To some, meme pages can serve as a platform to draw attention to contemporary issues in college communities, according to George Iskander, a student at Yale University and an admin for Yale’s unofficial meme page.
“People have highlighted issues important to them,” Iskander wrote in a message to The Hoya. “For example, people have made memes to raise awareness about climate strikes on campus. A couple of years ago, people made memes about a particular dining hall entree (cape shark) they disliked, and I don’t think I’ve seen it since. It is a force for change.”
However, some users vent their political beliefs on “subtle asian traits” in hopes of connecting with other like-minded people but instead find people of similar cultural backgrounds with different ideological beliefs, according to Hamilton. As a result, meme pages better serve as an outlet for expression rather than a platform for in-depth discussions on identity, Hamilton said.
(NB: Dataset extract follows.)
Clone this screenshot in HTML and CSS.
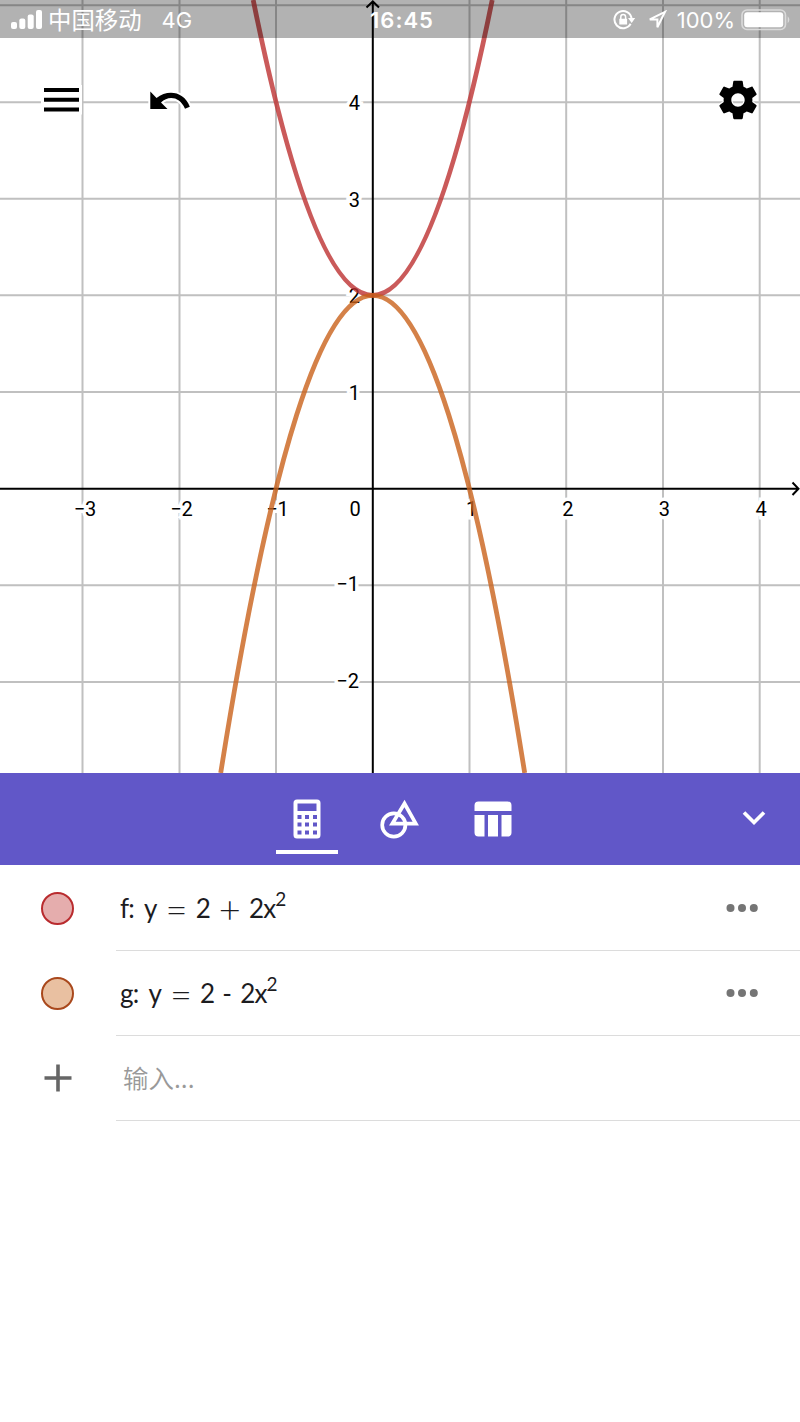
FILE: index.html
```html
<!DOCTYPE html>
<html lang="zh-CN">
<head>
  <meta charset="utf-8"/>
  <meta name="viewport" content="width=device-width, initial-scale=1.0"/>
  <title>Graphing Calculator</title>
  <link rel="stylesheet" href="styles.css">
</head>
<body>
  <div class="app">
    <main class="graph">
      <svg class="plot" width="800" height="773" viewBox="0 0 800 773">
        <path class="grid" d="M82.5 0V773M179.5 0V773M276 0V773M469.5 0V773M566.2 0V773M663 0V773M759.7 0V773M0 5.3H800M0 102.2H800M0 198.7H800M0 295.3H800M0 392H800M0 585.3H800M0 682H800"/>
        <g class="labels">
          <text x="85" y="516">−3</text>
          <text x="181.5" y="516">−2</text>
          <text x="277.5" y="516">−1</text>
          <text x="355" y="516">0</text>
          <text x="471.5" y="516">1</text>
          <text x="567.8" y="516">2</text>
          <text x="664.3" y="516">3</text>
          <text x="761.2" y="516">4</text>
        </g>
        <g class="labels labels-y">
          <text x="360" y="109.5">4</text>
          <text x="360" y="206.5">3</text>
          <text x="360" y="303">2</text>
          <text x="360" y="399.5">1</text>
          <text x="359" y="591">−1</text>
          <text x="359" y="687.7">−2</text>
        </g>
        <path class="axis" d="M0 488.7H798M372.8 2V773M792.5 482.5L798.5 488.7L792.5 495M366.5 7.5L372.8 1.5L379 7.5"/>
        <path class="curve curve-f" d="M253.2 0Q372.7 590.6 492.2 0"/>
        <path class="curve curve-g" d="M220.7 773Q372.7 -182.4 524.7 773"/>
      </svg>

      <header class="status">
        <div class="status-left">
          <svg width="32" height="20" viewBox="0 0 32 20" fill="#fff">
            <rect x="0" y="12" width="6" height="7" rx="2"/>
            <rect x="8.3" y="8.5" width="6" height="10.5" rx="2"/>
            <rect x="16.7" y="4.5" width="6" height="14.5" rx="2"/>
            <rect x="25" y="0" width="6" height="19" rx="2"/>
          </svg>
          <span class="carrier">中国移动</span>
          <span class="network">4G</span>
        </div>
        <time class="clock">16:45</time>
        <div class="status-right">
          <svg class="lock" width="23" height="22" viewBox="0 0 23 22">
            <path class="line" d="M17.6 14.8A8.6 8.6 0 1 1 18.6 9.5"/>
            <path fill="#fff" d="M15 9h7.2l-3.5 5zM6.3 9.8h7.8v5.7H6.3z"/>
            <path class="line thin" d="M7.8 10V8a2.4 2.4 0 0 1 4.8 0v2"/>
          </svg>
          <svg class="location" width="19" height="20" viewBox="0 0 19 20">
            <path class="line" d="M17 1.8L1.8 9.4H9.4V17.2Z"/>
          </svg>
          <span class="percent">100%</span>
          <svg class="battery" width="50" height="22" viewBox="0 0 50 22">
            <rect x="1" y="1" width="43.5" height="19.5" rx="5" fill="none" stroke="#dadada" stroke-width="1.6"/>
            <rect x="3.2" y="3.3" width="39" height="15" rx="3" fill="#fff"/>
            <path d="M46.7 7.2q3.4 3.4 0 7z" fill="#dadada"/>
          </svg>
        </div>
      </header>

      <nav class="tools">
        <svg class="menu" width="36" height="24" viewBox="0 0 36 24">
          <path d="M0 0h35v4H0zM0 9.7h35v4H0zM0 19.4h35v4H0z"/>
        </svg>
        <svg class="undo" width="40" height="20" viewBox="0 0 40 20">
          <path d="M.3 .5V18H17.5L11 11.500C18 4.500 29.500 5 35 17.700L39.800 15.700C34 .5 18-1.800 6.500 7Z"/>
        </svg>
        <svg class="gear" width="46" height="46" viewBox="0 0 24 24">
          <path d="M19.43 12.98c.04-.32.07-.64.07-.98s-.03-.66-.07-.98l2.110-1.650c.19-.15.24-.42.12-.64l-2-3.460c-.12-.22-.39-.3-.61-.22l-2.490 1c-.52-.4-1.080-.73-1.690-.98l-.38-2.650C14.460 2.180 14.250 2 14 2h-4c-.25 0-.46.18-.49.42l-.38 2.650c-.61.25-1.170.59-1.690.98l-2.490-1c-.23-.09-.49 0-.61.22l-2 3.460c-.13.22-.07.49.12.64l2.110 1.650c-.04.32-.07.65-.07.98s.03.66.07.98l-2.110 1.650c-.19.15-.24.42-.12.64l2 3.460c.12.22.39.3.61.22l2.490-1c.52.4 1.080.73 1.690.98l.38 2.650c.03.24.24.42.49.42h4c.25 0 .46-.18.49-.42l.38-2.650c.61-.25 1.170-.59 1.690-.98l2.490 1c.23.09.49 0 .61-.22l2-3.460c.12-.22.07-.49-.12-.64l-2.110-1.650zM12 15.500c-1.930 0-3.500-1.570-3.500-3.500s1.570-3.500 3.500-3.500 3.500 1.570 3.500 3.500-1.570 3.500-3.500 3.500z"/>
        </svg>
      </nav>
    </main>

    <nav class="tabs">
      <div class="tab active">
        <svg width="28" height="40" viewBox="0 0 28 40">
          <path fill="#fff" fill-rule="evenodd" d="M4 .5H24Q27.500 .5 27.500 4V36Q27.500 39.500 24 39.500H4Q.5 39.500 .5 36V4Q.5 .5 4 .5ZM4.500 4.500V12H23.500V4.500ZM4.500 16V20H8.500V16ZM12 16V20H16V16ZM20 16V20H24V16ZM4.500 23.500V27.500H8.500V23.500ZM12 23.500V27.500H16V23.500ZM20 23.500V27.500H24V23.500ZM4.500 31.500V35.500H8.500V31.500ZM12 31.500V35.500H16V31.500ZM20 31.500V35.500H24V31.500Z"/>
        </svg>
      </div>
      <div class="tab">
        <svg width="40" height="40" viewBox="0 0 40 40" fill="none" stroke="#fff" stroke-width="3.700">
          <circle cx="13.800" cy="26" r="11.600"/>
          <path d="M24.500 4.500L12.300 24.700H35.800Z"/>
        </svg>
      </div>
      <div class="tab">
        <svg width="38" height="40" viewBox="0 0 38 40" fill="#fff">
          <path d="M4.500 2.500H33.500Q37.500 2.500 37.500 6.500V12H.5V6.500Q.5 2.500 4.500 2.500ZM.5 16H10.500V37.500H4.500Q.5 37.500 .5 33.500ZM14 16H24V37.500H14ZM27.500 16H37.500V33.500Q37.500 37.500 33.500 37.500H27.500Z"/>
        </svg>
      </div>
      <svg class="collapse" width="24" height="16" viewBox="0 0 24 16">
        <path d="M2 2.500L12 12.500L22 2.500"/>
      </svg>
    </nav>

    <section class="rows">
      <div class="row">
        <div class="marker"><span class="dot dot-f"></span></div>
        <div class="cell">
          <div class="formula">
            <span>f:</span><span>y</span><span class="op">=</span><span>2</span><span class="op">+</span><span>2x<sup>2</sup></span>
          </div>
          <svg class="more" width="32" height="10" viewBox="0 0 32 10"><circle cx="4.500" cy="5" r="4"/><circle cx="16" cy="5" r="4"/><circle cx="27.800" cy="5" r="4"/></svg>
        </div>
      </div>
      <div class="row">
        <div class="marker"><span class="dot dot-g"></span></div>
        <div class="cell">
          <div class="formula">
            <span>g:</span><span>y</span><span class="op">=</span><span>2</span><span class="minus">-</span><span>2x<sup>2</sup></span>
          </div>
          <svg class="more" width="32" height="10" viewBox="0 0 32 10"><circle cx="4.500" cy="5" r="4"/><circle cx="16" cy="5" r="4"/><circle cx="27.800" cy="5" r="4"/></svg>
        </div>
      </div>
      <div class="row">
        <div class="marker">
          <svg width="28" height="28" viewBox="0 0 28 28" stroke="#666" stroke-width="3.600"><path d="M14 .5V27.500M.5 14H27.500"/></svg>
        </div>
        <div class="cell"><span class="placeholder">输入...</span></div>
      </div>
    </section>
  </div>
</body>
</html>
```

FILE: styles.css
```css
* {
  box-sizing: border-box;
}
body {
  margin: 0;
  background: #fff;
  font-family: Roboto, "Noto Sans CJK SC", sans-serif;
}
svg {
  display: block;
  flex-shrink: 0;
}
.app {
  width: 800px;
  height: 1422px;
  overflow: hidden;
}

/* graph */
.graph {
  display: grid;
  grid-template-rows: 38px 1fr;
  height: 773px;
}
.plot {
  grid-area: 1 / 1 / 3 / 2;
}
.grid {
  stroke: #c0c0c0;
  stroke-width: 2;
}
.axis {
  fill: none;
  stroke: #000;
  stroke-width: 2;
}
.labels {
  font-size: 20px;
  text-anchor: middle;
  stroke: #fff;
  stroke-width: 7px;
  paint-order: stroke;
}
.labels-y {
  text-anchor: end;
}
.curve {
  fill: none;
  stroke-width: 4.8;
  stroke-opacity: 0.8;
}
.curve-f {
  stroke: #bd3131;
}
.curve-g {
  stroke: #c9611a;
}

/* status bar */
.status {
  grid-area: 1 / 1 / 2 / 2;
  z-index: 1;
  display: grid;
  grid-template-columns: 370px 1fr auto;
  align-items: center;
  padding-right: 9px;
  background: rgba(0, 0, 0, 0.3);
  color: #fff;
  font-family: Inter, "Noto Sans CJK SC", sans-serif;
  font-size: 22px;
  line-height: 39px;
}
.status-left,
.status-right {
  display: flex;
  align-items: center;
  height: 38px;
}
.status-left {
  padding-left: 11px;
}
.carrier {
  margin-left: 5px;
  font-size: 23.4px;
}
.network {
  margin: 1px 0 0 20px;
}
.clock {
  padding-top: 1px;
  font-weight: 600;
  letter-spacing: 1px;
}
.line {
  fill: none;
  stroke: #fff;
  stroke-width: 2;
}
.thin {
  stroke-width: 1.5;
}
.location {
  margin-left: 12px;
}
.percent {
  margin: 1px 0 0 10px;
}
.battery {
  margin-left: 6px;
}

/* toolbar on the graph */
.tools {
  grid-area: 2 / 1 / 3 / 2;
  z-index: 1;
  display: flex;
  align-items: flex-start;
  padding: 39px 39px 0 44px;
}
.menu,
.undo,
.gear {
  overflow: visible;
  stroke: #fff;
  paint-order: stroke;
}
.menu {
  margin-top: 11px;
  stroke-width: 6px;
}
.undo {
  margin: 14px 0 0 70px;
  stroke-width: 4px;
}
.gear {
  margin-left: auto;
  stroke-width: 1.2px;
}

/* tabs */
.tabs {
  display: grid;
  grid-template-columns: 62px 62px 62px 1fr;
  column-gap: 31px;
  height: 92px;
  padding: 26px 34px 0 276px;
  background: #6157c8;
}
.tab {
  display: flex;
  justify-content: center;
  height: 55px;
}
.active {
  border-bottom: 4px solid #fff;
}
.collapse {
  justify-self: end;
  margin-top: 11px;
  fill: none;
  stroke: #fff;
  stroke-width: 3.7;
}

/* algebra list */
.rows {
  padding-top: 1px;
}
.row {
  display: grid;
  grid-template-columns: 116px 1fr;
  height: 85px;
}
.marker {
  display: flex;
  align-items: center;
  justify-content: center;
  padding: 0 1px 1px 0;
}
.dot {
  width: 33px;
  height: 33px;
  border: 2px solid;
  border-radius: 50%;
}
.dot-f {
  border-color: #b92b2e;
  background: #e5adad;
}
.dot-g {
  border-color: #a9481c;
  background: #e9c0a1;
}
.cell {
  display: flex;
  align-items: center;
  justify-content: space-between;
  padding: 0 42px 0 4px;
  border-bottom: 1px solid #dcdcdc;
}
.formula {
  display: flex;
  gap: 10px;
  color: #1c1c1f;
  font-family: Lato, sans-serif;
  font-size: 26px;
  letter-spacing: -0.8px;
  line-height: 34px;
}
.formula sup {
  font-size: 19px;
  line-height: 0;
  vertical-align: 12px;
}
.op {
  display: flex;
  justify-content: center;
  width: 19px;
  font-size: 38px;
  font-weight: 300;
}
.minus {
  margin: 0 -1px 0 -2px;
}
.more {
  fill: #757575;
}
.placeholder {
  padding: 0 0 3px 3px;
  color: #999;
  font-family: "Noto Sans CJK SC", sans-serif;
  font-size: 25.5px;
  font-weight: 350;
}
```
“I don’t think that it’s a productive platform for intense and needed discussions on identity, and I think some people try to treat it that way, but I don’t think that’s the right way to treat it,” Hamilton said. “I don’t think memes are social commentary. I think they’re sharing comedy and humor with one another.”
Digital platforms, however, have become increasingly important in public discourse because of the popularity of social media. The potential for online forums to serve as debate platforms has been recognized by even the U.S. Court of Appeals for the Second Circuit, which upheld a ruling that held that President Donald’s Trump Twitter feed does constitute a public forum and barred him from blocking users.
Posts in meme pages have led to consequences outside their Facebook groups for college students. Ten students from Harvard had their acceptances rescinded in 2017 after they shared racist memes with each other in a private group chat, and a freshman received backlash this year for posting a meme this year disparaging members of the Georgetown’s Community Scholars Program.
However, meme pages, by design, provide certain obstacles that make discourse more difficult on such a platform, according to Bode.
“They have made certain issues more accessible to more people, which in general I think is a positive outcome,” Bode said. “The caveat to that is that some issues are too complicated to be a meme.”
Because memes simplify complex issues to create digestible punchlines, the exposure they provide may not make dialogue more productive, according to Bode.
“It’s a double-edged sword that, on the one hand, people are maybe exposed to more issues that are important to them, but boiling down those issues into the nugget of truth that you can fit on a meme may not serve deliberative discourse very well,” Bode said.